_Given request:_ Drop the images; return everything else in the listing below exactly.

=== Dataset excerpt ===

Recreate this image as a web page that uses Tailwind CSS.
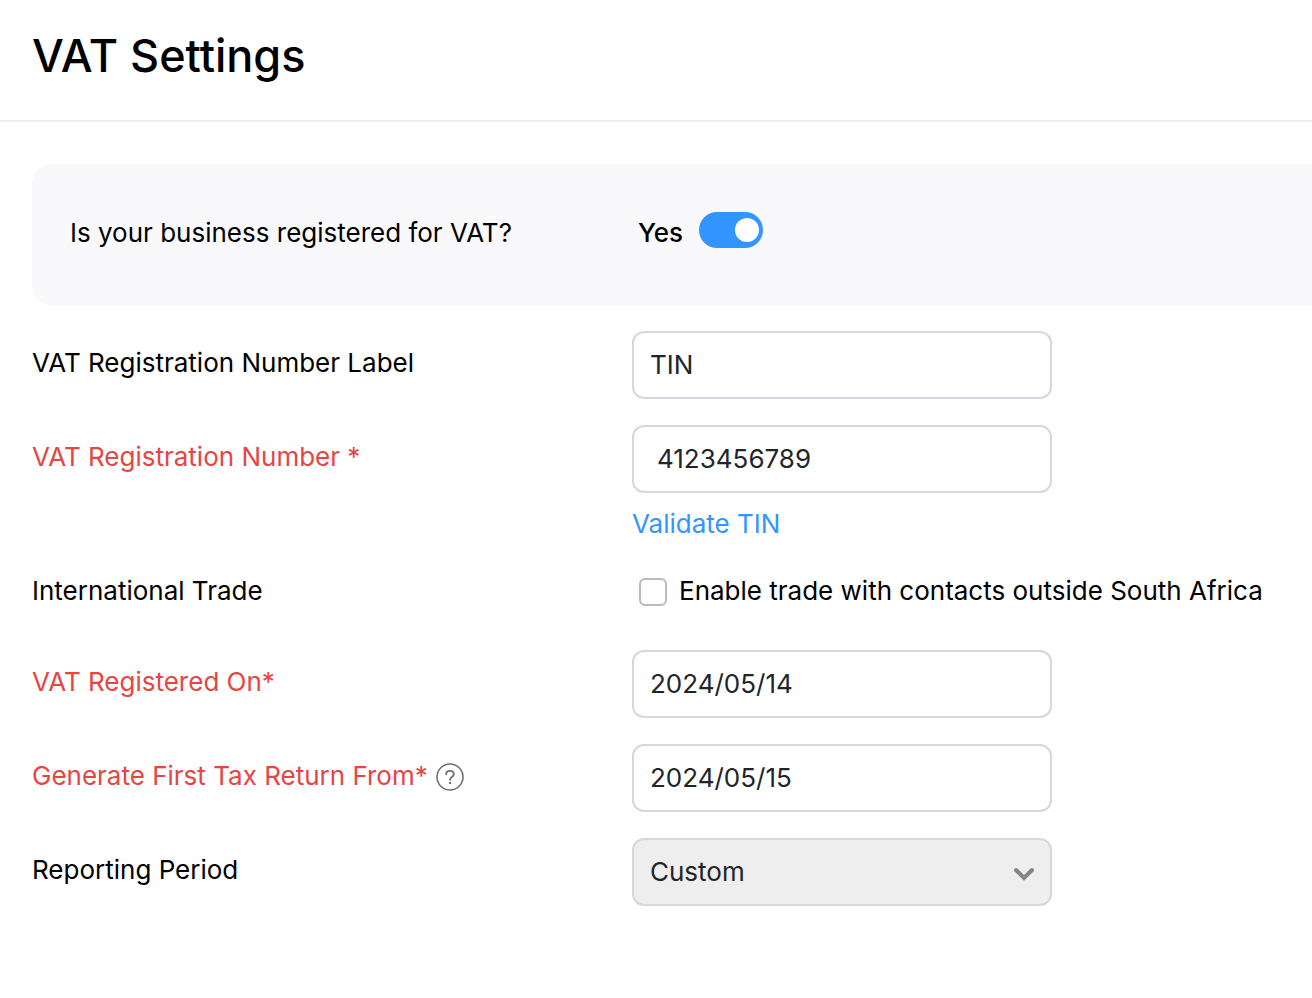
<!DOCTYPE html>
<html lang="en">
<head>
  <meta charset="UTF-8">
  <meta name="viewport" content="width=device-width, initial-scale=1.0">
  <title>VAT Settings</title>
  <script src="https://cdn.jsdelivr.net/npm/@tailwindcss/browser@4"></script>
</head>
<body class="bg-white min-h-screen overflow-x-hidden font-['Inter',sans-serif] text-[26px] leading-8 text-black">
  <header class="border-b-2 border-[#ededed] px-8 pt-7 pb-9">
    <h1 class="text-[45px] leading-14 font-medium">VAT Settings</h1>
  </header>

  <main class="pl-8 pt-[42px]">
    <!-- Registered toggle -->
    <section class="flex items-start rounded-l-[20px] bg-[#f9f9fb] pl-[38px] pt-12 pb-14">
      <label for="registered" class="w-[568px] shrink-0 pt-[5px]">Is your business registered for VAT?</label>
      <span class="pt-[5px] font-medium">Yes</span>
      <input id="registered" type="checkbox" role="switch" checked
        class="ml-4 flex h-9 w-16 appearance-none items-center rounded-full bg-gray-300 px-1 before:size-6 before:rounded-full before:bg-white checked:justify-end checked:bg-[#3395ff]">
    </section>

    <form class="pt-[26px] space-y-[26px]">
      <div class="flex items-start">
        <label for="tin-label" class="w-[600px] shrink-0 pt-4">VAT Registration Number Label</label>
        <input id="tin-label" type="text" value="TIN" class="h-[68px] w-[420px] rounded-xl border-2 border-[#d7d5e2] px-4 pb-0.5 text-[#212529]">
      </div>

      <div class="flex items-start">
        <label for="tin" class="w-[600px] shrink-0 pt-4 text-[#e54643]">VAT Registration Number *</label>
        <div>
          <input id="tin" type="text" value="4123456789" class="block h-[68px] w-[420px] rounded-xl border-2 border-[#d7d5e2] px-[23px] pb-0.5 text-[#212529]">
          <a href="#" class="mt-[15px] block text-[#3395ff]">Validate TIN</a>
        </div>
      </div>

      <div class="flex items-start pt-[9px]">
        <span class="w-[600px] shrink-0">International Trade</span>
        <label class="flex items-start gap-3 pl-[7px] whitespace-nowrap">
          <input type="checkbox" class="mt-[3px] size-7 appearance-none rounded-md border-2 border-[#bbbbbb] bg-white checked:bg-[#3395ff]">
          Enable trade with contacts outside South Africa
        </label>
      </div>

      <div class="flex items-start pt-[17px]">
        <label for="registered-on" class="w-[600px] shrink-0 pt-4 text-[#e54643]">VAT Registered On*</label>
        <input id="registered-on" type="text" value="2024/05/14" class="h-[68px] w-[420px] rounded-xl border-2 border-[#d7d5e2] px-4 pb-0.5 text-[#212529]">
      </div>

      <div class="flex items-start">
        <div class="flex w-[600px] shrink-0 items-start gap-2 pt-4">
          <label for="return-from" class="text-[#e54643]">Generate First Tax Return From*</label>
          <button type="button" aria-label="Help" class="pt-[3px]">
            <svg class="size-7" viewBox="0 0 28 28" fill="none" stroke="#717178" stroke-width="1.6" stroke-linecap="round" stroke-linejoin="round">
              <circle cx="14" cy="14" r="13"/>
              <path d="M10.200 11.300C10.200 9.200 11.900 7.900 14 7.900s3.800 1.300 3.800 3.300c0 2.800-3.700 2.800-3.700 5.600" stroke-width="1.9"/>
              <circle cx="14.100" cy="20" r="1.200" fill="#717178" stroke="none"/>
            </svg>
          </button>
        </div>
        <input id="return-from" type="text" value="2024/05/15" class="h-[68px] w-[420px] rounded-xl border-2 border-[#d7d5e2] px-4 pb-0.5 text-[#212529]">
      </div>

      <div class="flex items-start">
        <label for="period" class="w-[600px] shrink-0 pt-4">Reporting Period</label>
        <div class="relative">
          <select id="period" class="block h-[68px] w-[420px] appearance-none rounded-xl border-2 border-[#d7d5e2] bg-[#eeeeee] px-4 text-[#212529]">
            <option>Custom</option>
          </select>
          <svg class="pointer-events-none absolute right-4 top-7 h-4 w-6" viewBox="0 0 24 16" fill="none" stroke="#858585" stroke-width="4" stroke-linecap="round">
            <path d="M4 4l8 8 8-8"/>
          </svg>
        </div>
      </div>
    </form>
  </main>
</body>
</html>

===

_Final result:_
Recreate this image as a web page that uses Tailwind CSS.
<!DOCTYPE html>
<html lang="en">
<head>
  <meta charset="UTF-8">
  <meta name="viewport" content="width=device-width, initial-scale=1.0">
  <title>VAT Settings</title>
  <script src="https://cdn.jsdelivr.net/npm/@tailwindcss/browser@4"></script>
</head>
<body class="bg-white min-h-screen overflow-x-hidden font-['Inter',sans-serif] text-[26px] leading-8 text-black">
  <header class="border-b-2 border-[#ededed] px-8 pt-7 pb-9">
    <h1 class="text-[45px] leading-14 font-medium">VAT Settings</h1>
  </header>

  <main class="pl-8 pt-[42px]">
    <!-- Registered toggle -->
    <section class="flex items-start rounded-l-[20px] bg-[#f9f9fb] pl-[38px] pt-12 pb-14">
      <label for="registered" class="w-[568px] shrink-0 pt-[5px]">Is your business registered for VAT?</label>
      <span class="pt-[5px] font-medium">Yes</span>
      <input id="registered" type="checkbox" role="switch" checked
        class="ml-4 flex h-9 w-16 appearance-none items-center rounded-full bg-gray-300 px-1 before:size-6 before:rounded-full before:bg-white checked:justify-end checked:bg-[#3395ff]">
    </section>

    <form class="pt-[26px] space-y-[26px]">
      <div class="flex items-start">
        <label for="tin-label" class="w-[600px] shrink-0 pt-4">VAT Registration Number Label</label>
        <input id="tin-label" type="text" value="TIN" class="h-[68px] w-[420px] rounded-xl border-2 border-[#d7d5e2] px-4 pb-0.5 text-[#212529]">
      </div>

      <div class="flex items-start">
        <label for="tin" class="w-[600px] shrink-0 pt-4 text-[#e54643]">VAT Registration Number *</label>
        <div>
          <input id="tin" type="text" value="4123456789" class="block h-[68px] w-[420px] rounded-xl border-2 border-[#d7d5e2] px-[23px] pb-0.5 text-[#212529]">
          <a href="#" class="mt-[15px] block text-[#3395ff]">Validate TIN</a>
        </div>
      </div>

      <div class="flex items-start pt-[9px]">
        <span class="w-[600px] shrink-0">International Trade</span>
        <label class="flex items-start gap-3 pl-[7px] whitespace-nowrap">
          <input type="checkbox" class="mt-[3px] size-7 appearance-none rounded-md border-2 border-[#bbbbbb] bg-white checked:bg-[#3395ff]">
          Enable trade with contacts outside South Africa
        </label>
      </div>

      <div class="flex items-start pt-[17px]">
        <label for="registered-on" class="w-[600px] shrink-0 pt-4 text-[#e54643]">VAT Registered On*</label>
        <input id="registered-on" type="text" value="2024/05/14" class="h-[68px] w-[420px] rounded-xl border-2 border-[#d7d5e2] px-4 pb-0.5 text-[#212529]">
      </div>

      <div class="flex items-start">
        <div class="flex w-[600px] shrink-0 items-start gap-2 pt-4">
          <label for="return-from" class="text-[#e54643]">Generate First Tax Return From*</label>
          <button type="button" aria-label="Help" class="pt-[3px]">
            <svg class="size-7" viewBox="0 0 28 28" fill="none" stroke="#717178" stroke-width="1.6" stroke-linecap="round" stroke-linejoin="round">
              <circle cx="14" cy="14" r="13"/>
              <path d="M10.200 11.300C10.200 9.200 11.900 7.900 14 7.900s3.800 1.300 3.800 3.300c0 2.800-3.700 2.800-3.700 5.600" stroke-width="1.9"/>
              <circle cx="14.100" cy="20" r="1.200" fill="#717178" stroke="none"/>
            </svg>
          </button>
        </div>
        <input id="return-from" type="text" value="2024/05/15" class="h-[68px] w-[420px] rounded-xl border-2 border-[#d7d5e2] px-4 pb-0.5 text-[#212529]">
      </div>

      <div class="flex items-start">
        <label for="period" class="w-[600px] shrink-0 pt-4">Reporting Period</label>
        <div class="relative">
          <select id="period" class="block h-[68px] w-[420px] appearance-none rounded-xl border-2 border-[#d7d5e2] bg-[#eeeeee] px-4 text-[#212529]">
            <option>Custom</option>
          </select>
          <svg class="pointer-events-none absolute right-4 top-7 h-4 w-6" viewBox="0 0 24 16" fill="none" stroke="#858585" stroke-width="4" stroke-linecap="round">
            <path d="M4 4l8 8 8-8"/>
          </svg>
        </div>
      </div>
    </form>
  </main>
</body>
</html>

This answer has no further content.